With travel demand at its highest and supply struggling to keep up, airfares have skyrocketed, leading to massive revenues for airlines, and it looks like that is not going to change.
Indeed, Airline executives have announced that cheap airfares are now history due to the high demand for travel and the limited number of seats available, meaning things will stay that way.
Their justification is the surging costs for fuel and labor, intertwined with delays and worker shortages, preventing airlines from adding more flights to their schedule.
According to the U.S. Labor Department, the consumer-price index for airfare in September was forty-three percent higher than the previous year. Ticket prices last year remained low but increased in the CPI by eight percent for September 2019, according to trade group Airlines for America.
After a difficult start to the summer, defined by cancelations, baggage losses, and delays, the airline companies have finally managed to stabilize their operations. They have managed to do so while dealing with a significant lack of scheduled flights, with industry executives now saying growth will be closed in for the near future.

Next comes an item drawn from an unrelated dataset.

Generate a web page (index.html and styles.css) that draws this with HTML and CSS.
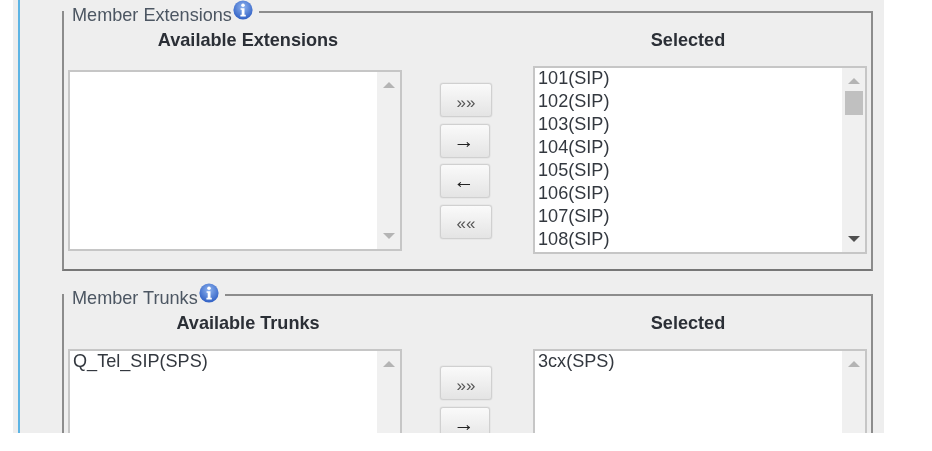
FILE: index.html
```html
<!DOCTYPE html>
<html lang="en">
<head>
  <meta charset="UTF-8">
  <meta name="viewport" content="width=device-width, initial-scale=1.0">
  <title>Member Extensions</title>
  <link rel="stylesheet" href="styles.css">
</head>
<body>

  <div class="page">
    <div class="content">

      <!-- Member Extensions -->
      <fieldset class="group">
        <legend class="group-title">
          <span class="group-name">Member Extensions</span>
          <svg class="info-icon" viewBox="0 0 20 20"><use href="#info"></use></svg>
        </legend>
        <div class="picker">
          <div class="col-title col-title-left">Available Extensions</div>
          <div></div>
          <div class="col-title col-title-right">Selected</div>

          <div class="listbox listbox-short">
            <div class="list-items"></div>
            <div class="scrollbar">
              <span class="arrow-up"></span>
              <span class="arrow-down"></span>
            </div>
          </div>
          <div class="move-buttons">
            <button class="move-btn wide">»»</button>
            <button class="move-btn arrow">→</button>
            <button class="move-btn arrow">←</button>
            <button class="move-btn wide">««</button>
          </div>
          <div class="listbox">
            <div class="list-items">
              <div>101(SIP)</div>
              <div>102(SIP)</div>
              <div>103(SIP)</div>
              <div>104(SIP)</div>
              <div>105(SIP)</div>
              <div>106(SIP)</div>
              <div>107(SIP)</div>
              <div>108(SIP)</div>
            </div>
            <div class="scrollbar">
              <span class="arrow-up"></span>
              <span class="thumb"></span>
              <span class="arrow-down dark"></span>
            </div>
          </div>
        </div>
      </fieldset>

      <!-- Member Trunks -->
      <fieldset class="group">
        <legend class="group-title">
          <span class="group-name">Member Trunks</span>
          <svg class="info-icon" viewBox="0 0 20 20"><use href="#info"></use></svg>
        </legend>
        <div class="picker">
          <div class="col-title col-title-left">Available Trunks</div>
          <div></div>
          <div class="col-title col-title-right">Selected</div>

          <div class="listbox">
            <div class="list-items">
              <div>Q_Tel_SIP(SPS)</div>
            </div>
            <div class="scrollbar">
              <span class="arrow-up"></span>
              <span class="arrow-down"></span>
            </div>
          </div>
          <div class="move-buttons">
            <button class="move-btn wide">»»</button>
            <button class="move-btn arrow">→</button>
          </div>
          <div class="listbox">
            <div class="list-items">
              <div>3cx(SPS)</div>
            </div>
            <div class="scrollbar">
              <span class="arrow-up"></span>
              <span class="arrow-down"></span>
            </div>
          </div>
        </div>
      </fieldset>

    </div>
  </div>

  <!-- Shared info icon -->
  <svg class="icon-defs" aria-hidden="true">
    <defs>
      <radialGradient id="info-fill" cx="50%" cy="35%" r="65%">
        <stop offset="0%" stop-color="#8fb4ef"/>
        <stop offset="100%" stop-color="#2f5fc4"/>
      </radialGradient>
      <g id="info">
        <circle cx="10" cy="10" r="9.6" fill="url(#info-fill)"/>
        <circle cx="10" cy="5.2" r="1.8" fill="#fff"/>
        <path d="M7.6 8.2h3.9v6.6h1.3v1.6H7.4v-1.6h1.3v-5H7.6z" fill="#fff"/>
      </g>
    </defs>
  </svg>

</body>
</html>
```

FILE: styles.css
```css
/* Basic Styling */
body {
  margin: 0;
  background-color: #fff;
  font-family: "Liberation Sans", Arial, sans-serif;
  overflow: hidden;
}

.icon-defs {
  width: 0;
  height: 0;
  display: block;
}

/* Page panel, cut off at the bottom */
.page {
  width: 866px;
  height: 433px;
  margin-left: 13px;
  padding-left: 5px;
  background-color: #eee;
  overflow: hidden;
  filter: blur(0.4px);
}

.content {
  height: 100%;
  border-left: 2px solid #5db4e4;
  padding-left: 42px;
}

/* Fieldsets */
.group {
  width: 811px;
  box-sizing: border-box;
  margin: 0 0 11px;
  padding: 0 4px 15px;
  border: 2px solid #8c8c8c;
  border-bottom-color: #777;
}

.group-title {
  display: flex;
  align-items: flex-start;
  height: 24px;
  margin-left: -4px;
  padding: 0 6px 0 8px;
}

/* second group sits a pixel lower under its line */
.group + .group .group-title {
  height: 25px;
  padding-top: 1px;
  box-sizing: border-box;
}

.group-name {
  margin-top: 4px;
  font-size: 18.1px;
  line-height: 22px;
  color: #4c5662;
}

.info-icon {
  width: 20px;
  height: 20px;
  margin-left: 1px;
}

/* Two lists with the buttons between them */
.picker {
  display: grid;
  grid-template-columns: 334px 55px 334px;
  column-gap: 38px;
  align-items: start;
}

.col-title {
  margin-top: 5px;
  margin-bottom: 15px;
  font-size: 18.1px;
  font-weight: bold;
  line-height: 22px;
  text-align: center;
  color: #2b2f36;
}

.col-title-left {
  padding-left: 26px;
}

.col-title-right {
  padding-right: 24px;
}

.listbox {
  display: flex;
  height: 188px;
  box-sizing: border-box;
  border: 2px solid #c6c6c6;
  background-color: #fff;
}

.listbox-short {
  height: 181px;
  margin-top: 4px;
}

.list-items {
  flex: 1;
  margin-top: -1px;
  padding-left: 3px;
  font-size: 18.1px;
  line-height: 23px;
  color: #33383f;
}

.scrollbar {
  display: flex;
  flex-direction: column;
  align-items: center;
  width: 23px;
  padding: 10px 0;
  box-sizing: border-box;
  background-color: #f0f0f0;
}

.arrow-up,
.arrow-down {
  width: 0;
  height: 0;
  border-left: 6px solid transparent;
  border-right: 6px solid transparent;
}

.arrow-up {
  border-bottom: 6px solid #b4b4b4;
}

.arrow-down {
  margin-top: auto;
  border-top: 6px solid #b4b4b4;
}

.arrow-down.dark {
  border-top-color: #505050;
}

.thumb {
  width: 18px;
  height: 24px;
  margin-top: 7px;
  background-color: #c0c0c0;
}

/* Move buttons */
.move-buttons {
  display: flex;
  flex-direction: column;
  align-items: flex-start;
  gap: 6.5px;
  margin-top: 17px;
}

.move-btn {
  width: 50px;
  height: 34px;
  padding: 5px 0 0;
  border: 1px solid #d0d0d0;
  border-radius: 3px;
  background: linear-gradient(#fafafa, #e4e4e4);
  box-shadow: 0 0 1px #aaa;
  font-family: "Liberation Sans", Arial, sans-serif;
  font-size: 17px;
  color: #555;
}

.move-btn.wide {
  width: 52px;
}

.move-btn.arrow {
  padding: 0 2px 0 0;
  font-size: 21px;
  line-height: 20px;
  color: #222;
}
```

Cheap airfares not likely to return
Andrew Watterson, Southwest Airlines Co’s chief operating officer said, “It’s unusual. You have demand quickly outstripping supply like this.”
“I think we have a couple of years where demand and supply may not be as aligned as it was pre-pandemic,” he added.
For airlines, this is a positive turn of events, as the higher fares help cover an approximate eighty percent increase in fuel prices and revenues. Even though those prices have shifted in recent months, industry experts do not anticipate low fares anytime soon.
Domestic flights in March 2023, for example, are on average $350 for a round trip ticket. That is twenty-six perxent higher than this time last year and twenty-eight percent above 2019. Yet, some changes could still take place, according to the booking app Hopper if future bookings do not come through.
The rising cost of flying in Europe
Things do not seem to be any different in Europe, where prices are also climbing. Ryanair, for example, Europe’s biggest airline in terms of passenger numbers, reported a fourteen percent increase in ticket prices over the summer compared to 2019.
“There has been a structural change in capacity in Europe over the last two years,” Ryanair Chief Financial Officer Neil Sorahan said in an interview. “The days of the kind of 9.99 euro ($9.98) fares are probably gone.”
Still, the higher prices haven’t massively influenced customer demand for travel yet. It could do so in the future, nonetheless, given increased prices for food, energy, bills, as well as other goods. This is especially the case as those costs would constitute a large chunk of people’s savings. Using savings for travel would leave people strapped for cash, said Kevin Healy, president and chief executive of Campbell-Hill Aviation Group, a consulting firm.
“The only thing pushing in the other direction is inflation,” he declared. “That hasn’t seemed to have as big an impact yet.”